United Women in Faith Training for Transformation team conducted listening surveys in three districts of Zimbabwe. The local team heard from women who expressed the need and desire for income generation. What topped their list for potential entrepreneurial activity? Chicken farming.

Lindsey Dandajena

This would be a new venture. For example, in the local Great Dyke United Methodist Church and Concession United Methodist Church, the primary economic activities are maize and tobacco farming or mining, which are not ideal vocations for women.

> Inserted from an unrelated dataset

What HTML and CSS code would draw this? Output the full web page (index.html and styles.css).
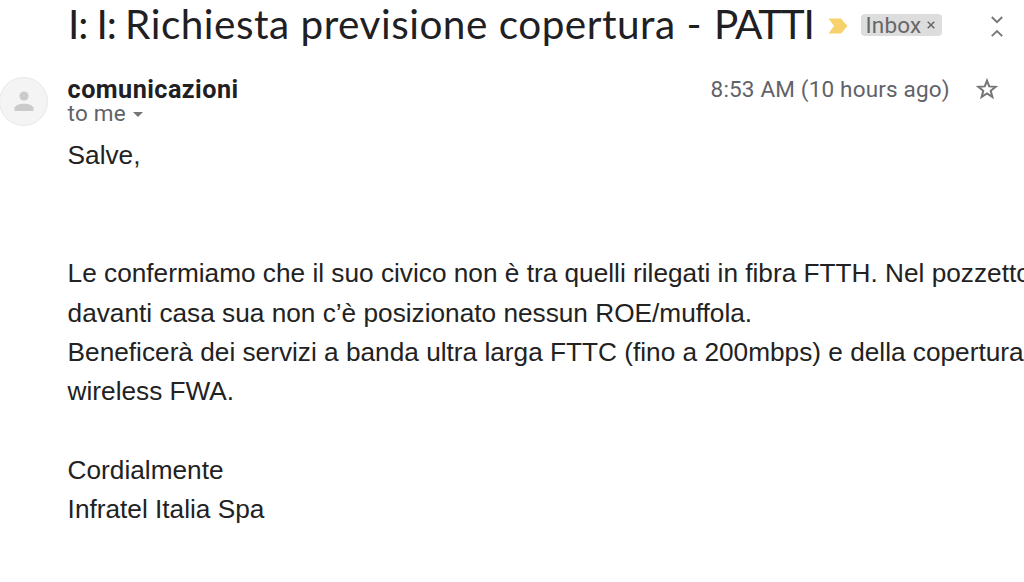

The local leaders sought to empower women with chicken farming, businesses which require less capital and physical labor to launch. The local team’s intent was to transform women’s livelihoods by imparting skills and knowledge to be successful poultry farmers.

Skills-Based Learning

“I am a qualified teacher, but I have been looking for a teaching placement since last year. The UWF (United Women in Faith) empowerment program came at the right time,” says Lindsey Dandajena, 27, a youth member at Great Dyke church. “While it is unfortunate that I lost four chicks, I am so happy that I now have an income-generating project. Doing chicken farming has improved my life and taught me certain skills that are valuable in this harsh economic environment where white collar jobs are scarce. Many thanks to UWF for their empowerment program which accommodates us young women.”

Rudo Mundondo

Rudo Mundondo, 33, a mother of three, was also motivated to succeed after receiving her training on the upkeep of chicks. “I am grateful to UWF for this empowerment project that has improved my livelihood and my skills. The upkeep of chicks needs someone who is smart, as the environment/fowl run has to be tended to regularly. I’m checking on the chicks, water and feed supply and also the ventilation. I also use natural remedies as medicine for the chicks to boost their immunity. For example, I use donkey dung and mutiti plants, a natural and traditional herb. I am happy my 25 chicks are healthy. So far, I have been able to impart knowledge and skills to 40 people (including my church and community members.)”

Mundondo’s aim and prayer is to expose the Great Dyke community to other ways of making money so they can move away from selling kachasu, an unhealthy home-made beer. Mundondo says, “As a long-term vision, I am thinking of selling eggs, having an incubator for hatching chicks and also building a bigger fowl run. I have looked for a bigger plot where I want to run the project at a larger scale. I also balance the project with my duties as a mother and wife.”

Tarisai Chigwamba

Tarisai Chigwamba, a 40-year-old mother of three, agrees, “Due to the harsh economic conditions in Zimbabwe, one’s salary might not be enough to meet the family food basket. As such, the environment now calls for women to not wait for their husbands to provide.”

Her work has paid off. Chigwamba could not hide her joy as she said, “I am so happy that I was fortunate enough to be one of the beneficiaries of the program. This project has changed my life, as the upkeep of the chicks has made me an organized woman. I had to renovate my fowl run after two chicks were eaten by mice. I draft my timetable to feed the chicks, do my household chores and my duties as a mother and wife. I also schedule time to impart the knowledge and skills I learned to my church and community members, especially on the importance of being innovative and creative.”

These new chicken farmers are surely innovative and creative. Blessed are they who have visions for they shall not perish. As Proverbs 31, verse 10, says, “Who can find a virtuous woman? For her price is far above rubies.”

Patience Chapata is the journalist on the United Women in Faith Zimbabwe country team.